The nonprofit also claims Sasol secured Denzenhall's services in finding out information about Greenpeace's operations between 1998 and 2000. At the time, the eco group was scrutinizing Sasol's production of ethylene dichloride and vinyl chloride at Lake Charles, La.
Ketchum and Dezenhall are alleged to be the liaisons between the chemical companies and BBI, coordinating the clandestine security firm's efforts in getting information on Greenpeace's work.
Greenpeace claims a 1998 BBI memorandum describes its activities to monitor environmental activist groups, and spent hundreds of hours collecting and analyzing information, according to accounting records.
A James Bond-like Sequence
The alleged methods of data collection, at some points, read like a James Bond sequence: Greenpeace dumpsters were foraged by subcontractors, including a D.C. cop using his badge to access trash otherwise locked away; one BBI employee's girlfriend played lookout while he, dressed in all-black, disappeared with others, returning an hour later with two full trash bags; possibly using a computer program called Data Interception by Remote Transmission (DIRT) to monitor and intercept PC data remotely; and the wiretapping of phones and hacking emails, among other methods.

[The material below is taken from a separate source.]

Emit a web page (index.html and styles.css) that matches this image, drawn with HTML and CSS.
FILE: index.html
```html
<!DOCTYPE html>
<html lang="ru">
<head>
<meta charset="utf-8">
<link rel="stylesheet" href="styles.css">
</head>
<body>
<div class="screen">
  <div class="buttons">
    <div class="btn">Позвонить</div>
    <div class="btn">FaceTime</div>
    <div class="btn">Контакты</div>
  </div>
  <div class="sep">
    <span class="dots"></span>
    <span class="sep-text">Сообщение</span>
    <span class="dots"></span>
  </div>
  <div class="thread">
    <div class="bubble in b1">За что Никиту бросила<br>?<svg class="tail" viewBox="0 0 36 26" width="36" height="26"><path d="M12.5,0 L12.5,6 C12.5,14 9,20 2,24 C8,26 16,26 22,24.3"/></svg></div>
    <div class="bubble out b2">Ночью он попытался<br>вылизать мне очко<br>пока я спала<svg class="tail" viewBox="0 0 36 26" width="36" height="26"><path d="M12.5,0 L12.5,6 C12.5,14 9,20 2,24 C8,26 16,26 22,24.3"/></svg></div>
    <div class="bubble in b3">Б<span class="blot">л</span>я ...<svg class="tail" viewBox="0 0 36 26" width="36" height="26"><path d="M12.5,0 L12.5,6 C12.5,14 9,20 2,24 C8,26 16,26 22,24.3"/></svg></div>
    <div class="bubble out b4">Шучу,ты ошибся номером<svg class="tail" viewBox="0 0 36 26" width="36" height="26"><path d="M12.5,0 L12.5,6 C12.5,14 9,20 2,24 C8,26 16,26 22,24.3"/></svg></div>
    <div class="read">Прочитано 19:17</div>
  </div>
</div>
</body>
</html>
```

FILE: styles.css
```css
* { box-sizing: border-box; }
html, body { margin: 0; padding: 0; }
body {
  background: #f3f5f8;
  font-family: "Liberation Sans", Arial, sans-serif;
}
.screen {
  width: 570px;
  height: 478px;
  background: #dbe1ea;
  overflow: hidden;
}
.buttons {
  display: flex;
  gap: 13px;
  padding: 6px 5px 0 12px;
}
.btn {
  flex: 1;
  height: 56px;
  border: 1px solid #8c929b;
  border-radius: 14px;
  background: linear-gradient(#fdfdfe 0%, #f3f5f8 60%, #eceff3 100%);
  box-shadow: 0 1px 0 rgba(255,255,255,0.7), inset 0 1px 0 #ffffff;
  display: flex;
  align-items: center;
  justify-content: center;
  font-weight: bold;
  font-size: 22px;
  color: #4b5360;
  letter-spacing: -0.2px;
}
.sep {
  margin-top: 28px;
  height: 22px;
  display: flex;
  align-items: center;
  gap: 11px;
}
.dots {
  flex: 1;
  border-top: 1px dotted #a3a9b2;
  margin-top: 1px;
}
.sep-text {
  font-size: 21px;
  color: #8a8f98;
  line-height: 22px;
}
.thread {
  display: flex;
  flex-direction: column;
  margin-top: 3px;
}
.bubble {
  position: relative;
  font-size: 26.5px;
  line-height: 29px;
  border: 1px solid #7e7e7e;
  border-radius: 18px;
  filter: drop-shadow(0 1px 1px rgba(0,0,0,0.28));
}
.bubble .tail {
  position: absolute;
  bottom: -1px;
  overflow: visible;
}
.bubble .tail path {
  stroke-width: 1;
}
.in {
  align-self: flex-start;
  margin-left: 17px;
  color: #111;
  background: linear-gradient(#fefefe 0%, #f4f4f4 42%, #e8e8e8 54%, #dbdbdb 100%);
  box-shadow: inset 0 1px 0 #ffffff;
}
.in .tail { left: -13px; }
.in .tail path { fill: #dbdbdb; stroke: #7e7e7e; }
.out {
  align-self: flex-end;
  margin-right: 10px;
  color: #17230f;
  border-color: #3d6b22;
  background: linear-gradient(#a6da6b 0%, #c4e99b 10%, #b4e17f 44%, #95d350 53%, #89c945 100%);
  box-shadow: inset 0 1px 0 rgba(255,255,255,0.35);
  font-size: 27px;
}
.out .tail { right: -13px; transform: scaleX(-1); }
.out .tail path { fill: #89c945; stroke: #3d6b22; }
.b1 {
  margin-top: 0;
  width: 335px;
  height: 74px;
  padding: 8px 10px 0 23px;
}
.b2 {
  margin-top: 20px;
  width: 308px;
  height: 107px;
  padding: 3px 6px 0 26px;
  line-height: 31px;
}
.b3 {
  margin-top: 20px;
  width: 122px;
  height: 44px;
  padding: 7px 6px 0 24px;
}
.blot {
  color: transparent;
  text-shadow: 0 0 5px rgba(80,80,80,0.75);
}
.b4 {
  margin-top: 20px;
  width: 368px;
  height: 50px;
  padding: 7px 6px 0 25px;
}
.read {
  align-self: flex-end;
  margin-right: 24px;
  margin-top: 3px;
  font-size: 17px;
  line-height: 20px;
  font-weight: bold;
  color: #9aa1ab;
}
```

The Defendants' conduct reflected their understanding that these documents would never have been shared with them, and could only be obtained by clandestine means executed under the cover of darkness, Greenpeace claims.
The suit admits to having some difficulty providing a full picture of the alleged espionage.

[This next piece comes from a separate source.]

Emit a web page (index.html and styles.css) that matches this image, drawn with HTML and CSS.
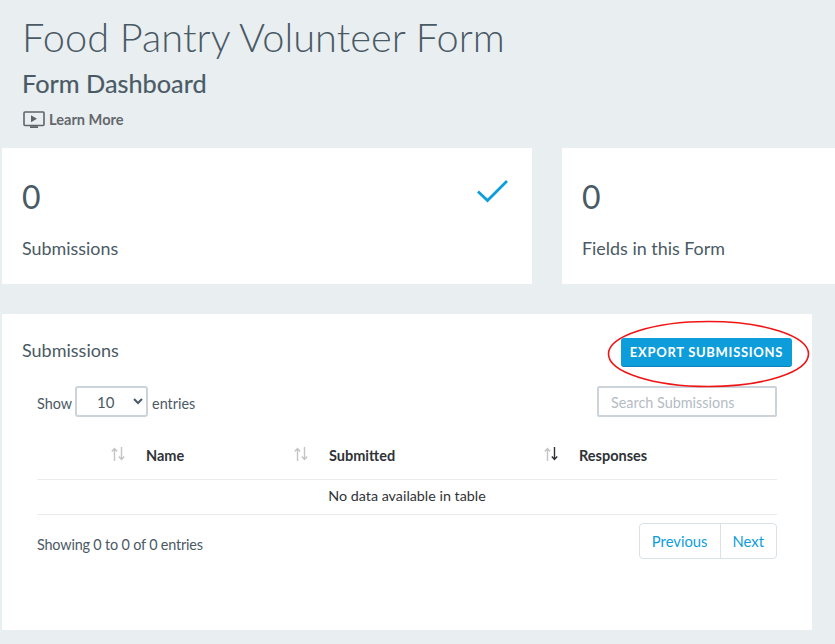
FILE: index.html
```html
<!DOCTYPE html>
<html lang="en">
<head>
  <meta charset="UTF-8" />
  <title>Food Pantry Volunteer Form</title>
  <link rel="stylesheet" href="styles.css">
</head>
<body>
  <header class="page-head">
    <h1>Food Pantry Volunteer Form</h1>
    <h2>Form Dashboard</h2>
    <a class="learn-more" href="#">
      <svg width="23" height="18" viewBox="0 0 23 18" aria-hidden="true">
        <rect x="1" y="1" width="20" height="13.5" rx="1" fill="none" stroke="#5f6468" stroke-width="1.6"/>
        <path d="M8 4.2v7l6-3.5z" fill="#5f6468"/>
        <rect x="7" y="15.2" width="8" height="1.8" fill="#5f6468"/>
      </svg>
      Learn More
    </a>
  </header>

  <section class="stats">
    <div class="stat-card">
      <div class="stat-num">0</div>
      <div class="stat-label">Submissions</div>
      <svg class="stat-check" width="33" height="26" viewBox="0 0 33 26" aria-hidden="true">
        <path d="M2 13.5l9.500 9L31 3" fill="none" stroke="#0d9ddb" stroke-width="2.8"/>
      </svg>
    </div>
    <div class="stat-card">
      <div class="stat-num">0</div>
      <div class="stat-label">Fields in this Form</div>
    </div>
  </section>

  <section class="panel">
    <div class="panel-head">
      <h3>Submissions</h3>
      <button class="export-btn">EXPORT SUBMISSIONS</button>
    </div>

    <div class="table-tools">
      <label class="length"><span>Show</span>
        <select><option>10</option></select>
        <span>entries</span>
      </label>
      <input class="search" type="text" placeholder="Search Submissions">
    </div>

    <table class="data-table">
      <thead>
        <tr>
          <th class="col-check">
            <svg class="sort" width="14" height="14" viewBox="0 0 14 14" aria-hidden="true">
              <path class="arrow" d="M3.5 14V2M.8 4.5l2.7-3 2.7 3"/>
              <path class="arrow" d="M10.5 0v12M7.800 9.500l2.700 3 2.700-3"/>
            </svg>
          </th>
          <th class="col-name">Name
            <svg class="sort" width="14" height="14" viewBox="0 0 14 14" aria-hidden="true">
              <path class="arrow" d="M3.5 14V2M.8 4.5l2.7-3 2.7 3"/>
              <path class="arrow" d="M10.5 0v12M7.800 9.500l2.700 3 2.700-3"/>
            </svg>
          </th>
          <th class="col-date">Submitted
            <svg class="sort" width="14" height="14" viewBox="0 0 14 14" aria-hidden="true">
              <path class="arrow" d="M3.5 14V2M.8 4.5l2.700-3 2.700 3"/>
              <path class="arrow on" d="M10.500 0v12M7.800 9.500l2.700 3 2.700-3"/>
            </svg>
          </th>
          <th>Responses</th>
        </tr>
      </thead>
      <tbody>
        <tr><td colspan="4">No data available in table</td></tr>
      </tbody>
    </table>

    <div class="table-foot">
      <span class="table-info">Showing 0 to 0 of 0 entries</span>
      <div class="pager">
        <a href="#">Previous</a>
        <a href="#">Next</a>
      </div>
    </div>

    <!-- hand drawn highlight round the button -->
    <svg class="ring" width="205" height="70" viewBox="0 0 205 70" aria-hidden="true">
      <ellipse cx="102.5" cy="35" rx="100" ry="32.5" fill="none" stroke="#f01414" stroke-width="1.6"/>
    </svg>
  </section>
</body>
</html>
```

FILE: styles.css
```css
:root {
  --bg: #e9eef1;
  --text: #4a5a65;
  --blue: #0d9ddb;
  --line: #e8ecef;
  --field: #ccd3da;
}

body {
  margin: 0;
  height: 644px;
  overflow: hidden;
  font-family: Lato, "Liberation Sans", sans-serif;
  background: var(--bg);
  color: var(--text);
}

.page-head {
  height: 148px;
  padding: 0 0 0 23px;
  box-sizing: border-box;
}

.page-head h1 {
  margin: 0 0 0 -1px;
  padding-top: 13px;
  font-size: 39.75px;
  line-height: 48px;
  font-weight: 300;
}

.page-head h2 {
  margin: 5px 0 0 -1px;
  font-size: 25.3px;
  line-height: 35px;
  font-weight: 400;
  -webkit-text-stroke: 0.2px var(--text);
}

.learn-more {
  display: flex;
  align-items: center;
  gap: 3px;
  margin-top: 10px;
  font-size: 14.6px;
  font-weight: 700;
  line-height: 18px;
  color: #63686c;
  text-decoration: none;
}

.stats {
  display: grid;
  grid-template-columns: 530px 1fr;
  gap: 30px;
  margin-left: 2px;
}

.stat-card {
  position: relative;
  height: 136px;
  padding: 29px 20px 0;
  box-sizing: border-box;
  background: #fff;
}

.stat-num {
  font-size: 32px;
  line-height: 40px;
}

.stat-label {
  margin-top: 20px;
  font-size: 17.9px;
  line-height: 22px;
}

.stat-check {
  position: absolute;
  top: 30px;
  right: 23px;
}

.panel {
  position: relative;
  width: 810px;
  height: 316px;
  margin: 30px 0 0 2px;
  padding: 0 35px;
  box-sizing: border-box;
  background: #fff;
}

.panel-head {
  display: flex;
  justify-content: space-between;
  align-items: center;
  height: 72px;
  margin-right: -15px;
  margin-left: -15px;
}

.panel-head h3 {
  margin: 0;
  font-size: 18px;
  font-weight: 400;
}

.export-btn {
  width: 171px;
  height: 29px;
  margin-top: 4px;
  padding: 0;
  border: 0;
  border-bottom: 1px solid #0a84ba;
  border-radius: 3px;
  background: var(--blue);
  color: #fff;
  font-family: inherit;
  font-size: 13px;
  font-weight: 700;
  letter-spacing: 0.7px;
}

.ring {
  position: absolute;
  top: 5px;
  left: 604px;
}

.table-tools {
  display: flex;
  justify-content: space-between;
  align-items: center;
  height: 31px;
}

.length {
  display: flex;
  align-items: center;
  gap: 3px;
  font-size: 14.4px;
}

.length span {
  padding-top: 4px;
}

.length select {
  width: 73px;
  height: 31px;
  margin-right: 1px;
  padding-left: 16px;
  border: 2px solid var(--field);
  border-radius: 3px;
  background-color: #fff;
  color: var(--text);
  font-family: inherit;
  font-size: 15px;
}

.search {
  width: 180px;
  height: 31px;
  padding: 2px 12px 0;
  box-sizing: border-box;
  border: 2px solid var(--field);
  border-radius: 2px;
  font-family: inherit;
  font-size: 14.4px;
}

.search::placeholder {
  color: #b4bcc3;
}

.data-table {
  width: 740px;
  margin-top: 14px;
  border-collapse: collapse;
  table-layout: fixed;
  font-size: 14.5px;
  color: #2f3337;
}

.data-table th {
  position: relative;
  box-sizing: border-box;
  height: 48px;
  padding: 2px 0 0 13px;
  text-align: left;
  font-weight: 700;
  border-bottom: 1px solid var(--line);
}

.col-check { width: 96px; }
.col-name { width: 183px; }
.col-date { width: 250px; }

.sort {
  position: absolute;
  top: 16px;
  right: 8px;
}

.arrow {
  fill: none;
  stroke: #c4c4c4;
  stroke-width: 1.4;
}

.arrow.on {
  stroke: #2f3337;
}

.data-table td {
  height: 35px;
  padding: 0 0 2px;
  box-sizing: border-box;
  text-align: center;
  font-size: 14.3px;
  border-bottom: 1px solid var(--line);
}

.table-foot {
  display: flex;
  justify-content: space-between;
  align-items: flex-start;
  margin-top: 8px;
  font-size: 14.8px;
}

.table-info {
  padding-top: 13px;
  font-size: 14.4px;
  letter-spacing: -0.17px;
}

.pager {
  display: flex;
  border: 1px solid #dbe2e7;
  border-radius: 4px;
}

.pager a {
  padding: 0 12px;
  line-height: 34px;
  color: var(--blue);
  text-decoration: none;
}

.pager a + a {
  border-left: 1px solid #dbe2e7;
}
```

Although it is now evident that these unlawful activities continued for years, because of their clandestine nature, and actions by BBI to 'sterilize' its records and destroy documents, the full scope and duration of these activities is not known, the complaint says.
Still, Greenpeace claims to have obtained over 1,000 of their own internal documents that were in BBI's possession.
The nonprofit is seeking punitive damages for the alleged activities.